Minuman keras (miras) yang berlebihan merupakan salah satu pemicu utama munculnya kekerasan dalam rumah tangga (KDRT) di Papua. Hal itu dikatakan aktivis perempuan Papua yang juga staf Lembaga Pengkajian dan Pemberdayaan Perempuan dan Anak Papua (LP3AP) Anita Waibro, di Jayapura, Minggu (14/6).

Anita mengungkapkan dari laporan masyarakat dan kasus yang ditangani LP3AP sebagai lembaga Advokasi perempuan dan anak, sebagian besar kasus KDRT yang terjadi disebabkan suami dalam keadaan mabuk miras kemudian menyakiti pasangannya. "Misalnya jika ada 10 laporan KDRT, maka sekitar tujuh sampai delapan kasus yang penyebabnya adalah karena pengaruh miras," katanya.

Anita menambahkan, melihat dari tingkat pengonsumsian miras di Papua khususnya di Kota Jayapura yang semakin tinggi, dikhawatirkan angka KDRT akan terus meningkat. "Kami selalu meminta kepada pemerintah daerah untuk membatasi peredaran miras, karena punya dampak yang besar bagi orang yang mengonsumsi maupun lingkungan sekitarnya," ujarnya.

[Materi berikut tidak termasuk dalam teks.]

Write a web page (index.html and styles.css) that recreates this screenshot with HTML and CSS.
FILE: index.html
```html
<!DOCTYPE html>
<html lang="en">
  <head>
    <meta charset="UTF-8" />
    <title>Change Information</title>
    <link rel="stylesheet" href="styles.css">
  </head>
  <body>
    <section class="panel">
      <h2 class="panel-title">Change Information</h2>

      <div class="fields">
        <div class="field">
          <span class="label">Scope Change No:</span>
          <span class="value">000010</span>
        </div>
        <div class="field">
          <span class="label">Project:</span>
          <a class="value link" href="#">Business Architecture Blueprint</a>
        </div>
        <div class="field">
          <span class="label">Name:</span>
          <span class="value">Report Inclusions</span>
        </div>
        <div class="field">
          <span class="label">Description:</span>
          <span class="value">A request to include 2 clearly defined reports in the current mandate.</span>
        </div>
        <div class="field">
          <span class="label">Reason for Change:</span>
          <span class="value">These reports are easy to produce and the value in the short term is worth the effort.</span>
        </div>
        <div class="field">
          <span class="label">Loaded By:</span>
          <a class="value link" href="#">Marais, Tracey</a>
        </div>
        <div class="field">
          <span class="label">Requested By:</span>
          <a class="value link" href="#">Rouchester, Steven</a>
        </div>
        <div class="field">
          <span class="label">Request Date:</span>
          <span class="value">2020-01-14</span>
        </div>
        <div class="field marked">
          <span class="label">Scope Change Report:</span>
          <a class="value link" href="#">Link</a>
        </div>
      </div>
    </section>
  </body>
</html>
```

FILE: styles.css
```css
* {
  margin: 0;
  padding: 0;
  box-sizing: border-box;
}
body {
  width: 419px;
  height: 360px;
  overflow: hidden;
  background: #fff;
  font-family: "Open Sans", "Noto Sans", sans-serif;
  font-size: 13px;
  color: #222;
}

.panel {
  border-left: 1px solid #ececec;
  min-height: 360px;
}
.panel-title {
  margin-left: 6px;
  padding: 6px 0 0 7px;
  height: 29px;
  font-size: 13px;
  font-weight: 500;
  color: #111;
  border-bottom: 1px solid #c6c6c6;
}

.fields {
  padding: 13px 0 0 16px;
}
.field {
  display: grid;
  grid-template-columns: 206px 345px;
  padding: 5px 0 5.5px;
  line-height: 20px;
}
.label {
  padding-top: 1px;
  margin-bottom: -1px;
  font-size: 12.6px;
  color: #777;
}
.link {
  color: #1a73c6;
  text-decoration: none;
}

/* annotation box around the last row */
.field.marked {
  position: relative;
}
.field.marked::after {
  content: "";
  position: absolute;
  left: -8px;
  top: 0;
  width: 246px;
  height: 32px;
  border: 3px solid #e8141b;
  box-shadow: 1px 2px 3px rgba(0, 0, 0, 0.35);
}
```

Faktor pemicu KDRT lainnya yakni ekonomi keluarga yang kurang sejahtera. Apabila tidak ada saling pengertian antara pasangan, maka berpeluang menimbulkan emosi yang berujung pada KDRT. "Apalagi ditambah dengan rendahnya tingkat pendidikan dari pasangan itu sendiri," terang Anita.

Sebenarnya pemerintah sendiri sudah mengeluarkan aturan hukum yang bisa menjerat pelaku KDRT, seperti Undang-Undang Nomor 23 Tahun 2004 tentang Penghapusan Kekerasan Dalam Rumah Tangga. Namun, kendala yang terbesar dalam menuntaskan suatu masalah KDRT melalui jalur hukum, biasanya korban KDRT mencabut delik aduan yang telah dilaporkan pada pihak kepolisian, dengan alasan akan diselesaikan secara kekeluargaan.

Harus diingat KDRT sebenarnya tidak hanya kekerasan terhadap fisik tetapi juga psikis, yang cenderung menimpa perempuan dan anak, hanya saja kondisi budaya patriarki menganggap hal tersebut sebagai masalah biasa," tambah Anita.

Menghadapi Suami Yang Penguasa

Kali ini saya ingin membahas tentang bagaimana bagi kaum wanita dalam menghadapi suami penguasa, hal ini dikarenakan dalam sebuah pernikahan, kadang perempuan dihadapkan dengan suami yang suka mengatur, otoriter, dan ingin menang sendiri. Bagaimana menghadapi kondisi seperti ini ?

Harus disadari bahwa pernikahan adalah bertemunya dua anak manusia yang awalnya tidak saling kenal, berbeda karakter, berbeda latar belakang, bahkan berbeda pendapatan. Nah, dalam pernikahan semua perbedaan diupayakan untuk menyatu dalam satu tujuan yang sakinah, mawaddah, warahmah (tenang dan saling kasih sayang).

Bagaimana kalau kebetulan suami kita termasuk laki-laki yang berkarakter suka mengatur, sok berkuasa dan otoriter ? Apa yang harus kita lakukan ? Haruskah kita membatalkan pernikahan ?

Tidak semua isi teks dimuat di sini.